К тому же, присмотревшись внимательнее, мы увидим, что исторический материал почти весь исчерпан, что народы рассказали почти все свои предания и что если отдаленные эпохи ещё могут быть когда-нибудь лучше освещены (но во всяком случае не той критикой, которая умеет только рыться в древнем прахе народов, а какими-нибудь чисто логическими приемами), то - что касается фактов в собственном смысле слова - они уже все извлечены; наконец, что истории в наше время больше нечего делать, как размышлять.

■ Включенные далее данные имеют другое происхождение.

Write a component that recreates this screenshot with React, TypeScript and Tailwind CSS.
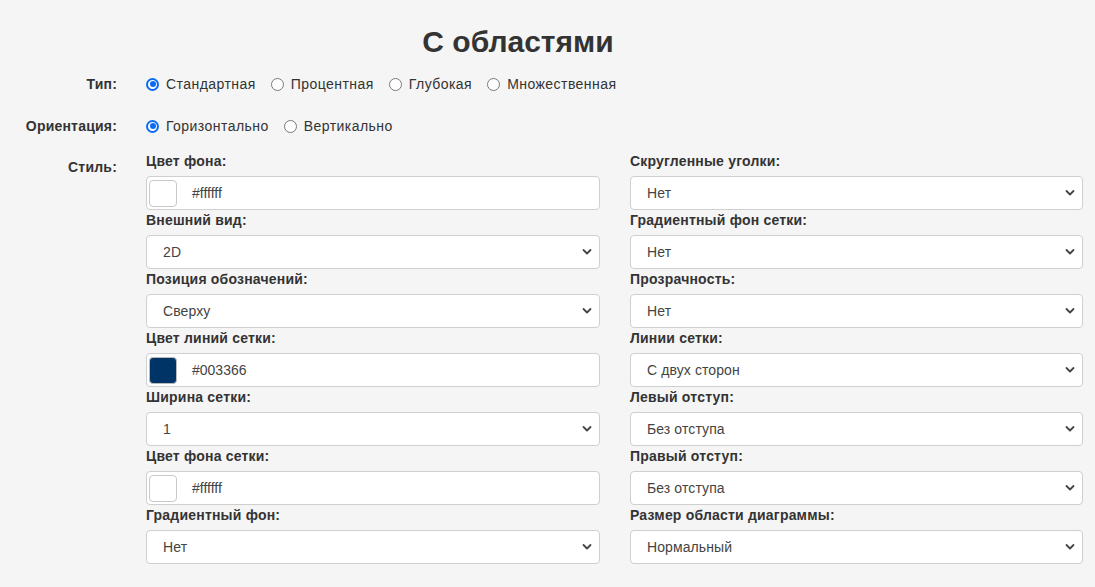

Раз мы признаем это, история естественно должна войти в общую систему философии и сделаться её составной частью. Многое тогда, разумеется, отделилось бы от неё и было бы предоставлено романистам и поэтам. Но ещё больше оказалось бы в ней такого, что поднялось бы из скрывающего его доселе тумана, чтобы занять первенствующее место в новой системе. Эти вещи получали бы характер истины уже не только от хроники: отныне печать достоверности налагалась бы нравственным разумом, подобно тому, как аксиомы естественной философии, хотя открываются опытом и наблюдением, но только геометрическим разумом сводятся в формулы и уравнения. Такова, например, та, на наш взгляд, ещё столь мало понятая эпоха (и притом не по недостатку данных и памятников, но по недостатку идей), в которой сходятся все времена, в которой все оканчивается и все начинается, о которой без преувеличения можно сказать, что все прошлое рода человеческого сливается в ней с его будущим: я говорю о первых моментах христианской эры. Наступит время, я не сомневаюсь в этом, когда историческое мышление более не в силах будет оторваться от этого внушительного зрелища крушения всех древних величий человека и зарождения всех его грядущих величий. Таков и долгий период, сменивший и продолжавший эту эпоху обновления человеческого существа, - период, о котором философский предрассудок и фанатизм ещё недавно создавали такое неверное представление, между тем как здесь в густом мраке скрывались столь яркие светочи и столько разнообразных сил сохранялось и поддерживалось среди кажущейся неподвижности умов, - период, который начали понимать лишь с тех пор, как исторические исследования приняли свое новое направление.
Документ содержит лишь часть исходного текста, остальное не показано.